▶ **WHAT THE TASK ASKS**:
Quote all of the data exactly as given. Skip every picture it contains.

▶ **INFORMATION SUPPLIED**:

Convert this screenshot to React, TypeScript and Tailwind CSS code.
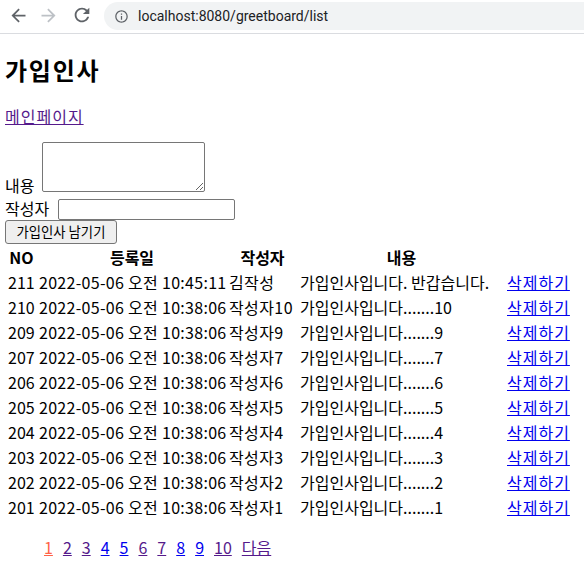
import React from 'react';

type Greet = { no: number; date: string; writer: string; content: string };

const rows: Greet[] = [
  { no: 211, date: '2022-05-06 오전 10:45:11', writer: '김작성', content: '가입인사입니다. 반갑습니다.' },
  ...[10, 9, 7, 6, 5, 4, 3, 2, 1].map((n) => ({
    no: 200 + n,
    date: '2022-05-06 오전 10:38:06',
    writer: `작성자${n}`,
    content: `가입인사입니다.......${n}`,
  })),
];

// visited links are purple, fresh ones blue, current page orange
const pages: { label: string; color: string }[] = [
  { label: '1', color: 'text-[#ff6347]' },
  { label: '2', color: 'text-[#551a8b]' },
  { label: '3', color: 'text-[#551a8b]' },
  { label: '4', color: 'text-[#0000ee]' },
  { label: '5', color: 'text-[#0000ee]' },
  { label: '6', color: 'text-[#551a8b]' },
  { label: '7', color: 'text-[#551a8b]' },
  { label: '8', color: 'text-[#0000ee]' },
  { label: '9', color: 'text-[#0000ee]' },
  { label: '10', color: 'text-[#551a8b]' },
  { label: '다음', color: 'text-[#551a8b]' },
];

const BrowserBar = () => (
  <div className="flex h-[34px] items-start border-b border-[#dadce0] bg-white">
    <div className="ml-[2px] flex h-[30px] w-[32px] items-center justify-center">
      <svg width="21" height="21" viewBox="0 0 24 24" fill="#5f6368">
        <path d="M20 11H7.83l5.59-5.59L12 4l-8 8 8 8 1.41-1.41L7.83 13H20v-2z" />
      </svg>
    </div>
    <div className="flex h-[30px] w-[28px] items-center justify-center">
      <svg width="21" height="21" viewBox="0 0 24 24" fill="#bdc1c6">
        <path d="M12 4l-1.41 1.41L16.17 11H4v2h12.17l-5.58 5.59L12 20l8-8z" />
      </svg>
    </div>
    <div className="flex h-[30px] w-[40px] items-center justify-center">
      <svg width="22" height="22" viewBox="0 0 24 24" fill="#5f6368">
        <path d="M17.65 6.35A7.958 7.958 0 0 0 12 4c-4.42 0-7.99 3.58-7.99 8s3.57 8 7.99 8c3.730 0 6.84-2.55 7.73-6h-2.08A5.99 5.99 0 0 1 12 18c-3.31 0-6-2.69-6-6s2.69-6 6-6c1.66 0 3.14.69 4.22 1.78L13 11h7V4l-2.35 2.35z" />
      </svg>
    </div>
    <div className="mt-[2px] ml-[2px] flex h-[28px] flex-1 items-center rounded-l-full bg-[#f1f3f4] pl-[10px]">
      <svg width="15" height="15" viewBox="0 0 24 24" fill="#5f6368">
        <path d="M11 7h2v2h-2zm0 4h2v6h-2zm1-9C6.48 2 2 6.480 2 12s4.48 10 10 10 10-4.48 10-10S17.52 2 12 2zm0 18c-4.41 0-8-3.59-8-8s3.59-8 8-8 8 3.59 8 8-3.59 8-8 8z" />
      </svg>
      <span className="ml-[9px] font-['Roboto',sans-serif] text-[14px] text-[#202124]">
        localhost:8080/greetboard/list
      </span>
    </div>
  </div>
);

export default function App() {
  return (
    <div className="min-h-screen bg-white font-['Noto_Sans_CJK_KR','Noto_Sans',sans-serif] text-[16px] leading-[21px] text-black">
      <BrowserBar />

      <main className="pl-[5px]">
        <h2 className="mt-[20px] text-[24px] leading-[32px] font-bold tracking-[1.75px]">가입인사</h2>

        <a href="#" className="mt-[20px] block w-fit tracking-[1px] text-[#551a8b] underline">
          메인페이지
        </a>

        <form className="mt-[15px]" onSubmit={(e) => e.preventDefault()}>
          <div className="flex h-[54px] items-end">
            <label className="w-[37px]">내용</label>
            <textarea className="mb-[4px] h-[50px] w-[163px] resize rounded-[2px] border border-[#767676] bg-white" />
          </div>
          <div className="flex h-[24px] items-center">
            <label className="w-[53px]">작성자</label>
            <input
              type="text"
              className="h-[21px] w-[177px] self-end rounded-[2px] border border-[#767676] bg-white"
            />
          </div>
          <button
            type="submit"
            className="h-[24px] w-[112px] rounded-[3px] border border-[#767676] bg-[#efefef] text-[13.33px] leading-[18px]"
          >
            가입인사 남기기
          </button>
        </form>

        <table className="w-[568px] table-fixed border-separate border-spacing-[2px]">
          <thead>
            <tr>
              <th className="w-[29px] p-[1px] whitespace-nowrap">NO</th>
              <th className="w-[188px] p-[1px] whitespace-nowrap">등록일</th>
              <th className="w-[69px] p-[1px] whitespace-nowrap">작성자</th>
              <th className="w-[205px] p-[1px] whitespace-nowrap">내용</th>
              <th className="w-[65px] p-[1px]"></th>
            </tr>
          </thead>
          <tbody>
            {rows.map((r) => (
              <tr key={r.no}>
                <td className="p-[1px] whitespace-nowrap">{r.no}</td>
                <td className="p-[1px] tracking-[0.3px] whitespace-nowrap">{r.date}</td>
                <td className="p-[1px] tracking-[0.4px] whitespace-nowrap">{r.writer}</td>
                <td className="p-[1px] whitespace-nowrap">{r.content}</td>
                <td className="p-[1px] whitespace-nowrap">
                  <a href="#" className="tracking-[1px] text-[#0000ee] underline">
                    삭제하기
                  </a>
                </td>
              </tr>
            ))}
          </tbody>
        </table>

        <div className="mt-[16px] flex gap-[10px] pl-[39px]">
          {pages.map((p) => (
            <a key={p.label} href="#" className={`${p.color} underline`}>
              {p.label}
            </a>
          ))}
        </div>
      </main>
    </div>
  );
}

▶ **EXERCISE ANSWER**:
Convert this screenshot to React, TypeScript and Tailwind CSS code.
import React from 'react';

type Greet = { no: number; date: string; writer: string; content: string };

const rows: Greet[] = [
  { no: 211, date: '2022-05-06 오전 10:45:11', writer: '김작성', content: '가입인사입니다. 반갑습니다.' },
  ...[10, 9, 7, 6, 5, 4, 3, 2, 1].map((n) => ({
    no: 200 + n,
    date: '2022-05-06 오전 10:38:06',
    writer: `작성자${n}`,
    content: `가입인사입니다.......${n}`,
  })),
];

// visited links are purple, fresh ones blue, current page orange
const pages: { label: string; color: string }[] = [
  { label: '1', color: 'text-[#ff6347]' },
  { label: '2', color: 'text-[#551a8b]' },
  { label: '3', color: 'text-[#551a8b]' },
  { label: '4', color: 'text-[#0000ee]' },
  { label: '5', color: 'text-[#0000ee]' },
  { label: '6', color: 'text-[#551a8b]' },
  { label: '7', color: 'text-[#551a8b]' },
  { label: '8', color: 'text-[#0000ee]' },
  { label: '9', color: 'text-[#0000ee]' },
  { label: '10', color: 'text-[#551a8b]' },
  { label: '다음', color: 'text-[#551a8b]' },
];

const BrowserBar = () => (
  <div className="flex h-[34px] items-start border-b border-[#dadce0] bg-white">
    <div className="ml-[2px] flex h-[30px] w-[32px] items-center justify-center">
      <svg width="21" height="21" viewBox="0 0 24 24" fill="#5f6368">
        <path d="M20 11H7.83l5.59-5.59L12 4l-8 8 8 8 1.41-1.41L7.83 13H20v-2z" />
      </svg>
    </div>
    <div className="flex h-[30px] w-[28px] items-center justify-center">
      <svg width="21" height="21" viewBox="0 0 24 24" fill="#bdc1c6">
        <path d="M12 4l-1.41 1.41L16.17 11H4v2h12.17l-5.58 5.59L12 20l8-8z" />
      </svg>
    </div>
    <div className="flex h-[30px] w-[40px] items-center justify-center">
      <svg width="22" height="22" viewBox="0 0 24 24" fill="#5f6368">
        <path d="M17.65 6.35A7.958 7.958 0 0 0 12 4c-4.42 0-7.99 3.58-7.99 8s3.57 8 7.99 8c3.730 0 6.84-2.55 7.73-6h-2.08A5.99 5.99 0 0 1 12 18c-3.31 0-6-2.69-6-6s2.69-6 6-6c1.66 0 3.14.69 4.22 1.78L13 11h7V4l-2.35 2.35z" />
      </svg>
    </div>
    <div className="mt-[2px] ml-[2px] flex h-[28px] flex-1 items-center rounded-l-full bg-[#f1f3f4] pl-[10px]">
      <svg width="15" height="15" viewBox="0 0 24 24" fill="#5f6368">
        <path d="M11 7h2v2h-2zm0 4h2v6h-2zm1-9C6.48 2 2 6.480 2 12s4.48 10 10 10 10-4.48 10-10S17.52 2 12 2zm0 18c-4.41 0-8-3.59-8-8s3.59-8 8-8 8 3.59 8 8-3.59 8-8 8z" />
      </svg>
      <span className="ml-[9px] font-['Roboto',sans-serif] text-[14px] text-[#202124]">
        localhost:8080/greetboard/list
      </span>
    </div>
  </div>
);

export default function App() {
  return (
    <div className="min-h-screen bg-white font-['Noto_Sans_CJK_KR','Noto_Sans',sans-serif] text-[16px] leading-[21px] text-black">
      <BrowserBar />

      <main className="pl-[5px]">
        <h2 className="mt-[20px] text-[24px] leading-[32px] font-bold tracking-[1.75px]">가입인사</h2>

        <a href="#" className="mt-[20px] block w-fit tracking-[1px] text-[#551a8b] underline">
          메인페이지
        </a>

        <form className="mt-[15px]" onSubmit={(e) => e.preventDefault()}>
          <div className="flex h-[54px] items-end">
            <label className="w-[37px]">내용</label>
            <textarea className="mb-[4px] h-[50px] w-[163px] resize rounded-[2px] border border-[#767676] bg-white" />
          </div>
          <div className="flex h-[24px] items-center">
            <label className="w-[53px]">작성자</label>
            <input
              type="text"
              className="h-[21px] w-[177px] self-end rounded-[2px] border border-[#767676] bg-white"
            />
          </div>
          <button
            type="submit"
            className="h-[24px] w-[112px] rounded-[3px] border border-[#767676] bg-[#efefef] text-[13.33px] leading-[18px]"
          >
            가입인사 남기기
          </button>
        </form>

        <table className="w-[568px] table-fixed border-separate border-spacing-[2px]">
          <thead>
            <tr>
              <th className="w-[29px] p-[1px] whitespace-nowrap">NO</th>
              <th className="w-[188px] p-[1px] whitespace-nowrap">등록일</th>
              <th className="w-[69px] p-[1px] whitespace-nowrap">작성자</th>
              <th className="w-[205px] p-[1px] whitespace-nowrap">내용</th>
              <th className="w-[65px] p-[1px]"></th>
            </tr>
          </thead>
          <tbody>
            {rows.map((r) => (
              <tr key={r.no}>
                <td className="p-[1px] whitespace-nowrap">{r.no}</td>
                <td className="p-[1px] tracking-[0.3px] whitespace-nowrap">{r.date}</td>
                <td className="p-[1px] tracking-[0.4px] whitespace-nowrap">{r.writer}</td>
                <td className="p-[1px] whitespace-nowrap">{r.content}</td>
                <td className="p-[1px] whitespace-nowrap">
                  <a href="#" className="tracking-[1px] text-[#0000ee] underline">
                    삭제하기
                  </a>
                </td>
              </tr>
            ))}
          </tbody>
        </table>

        <div className="mt-[16px] flex gap-[10px] pl-[39px]">
          {pages.map((p) => (
            <a key={p.label} href="#" className={`${p.color} underline`}>
              {p.label}
            </a>
          ))}
        </div>
      </main>
    </div>
  );
}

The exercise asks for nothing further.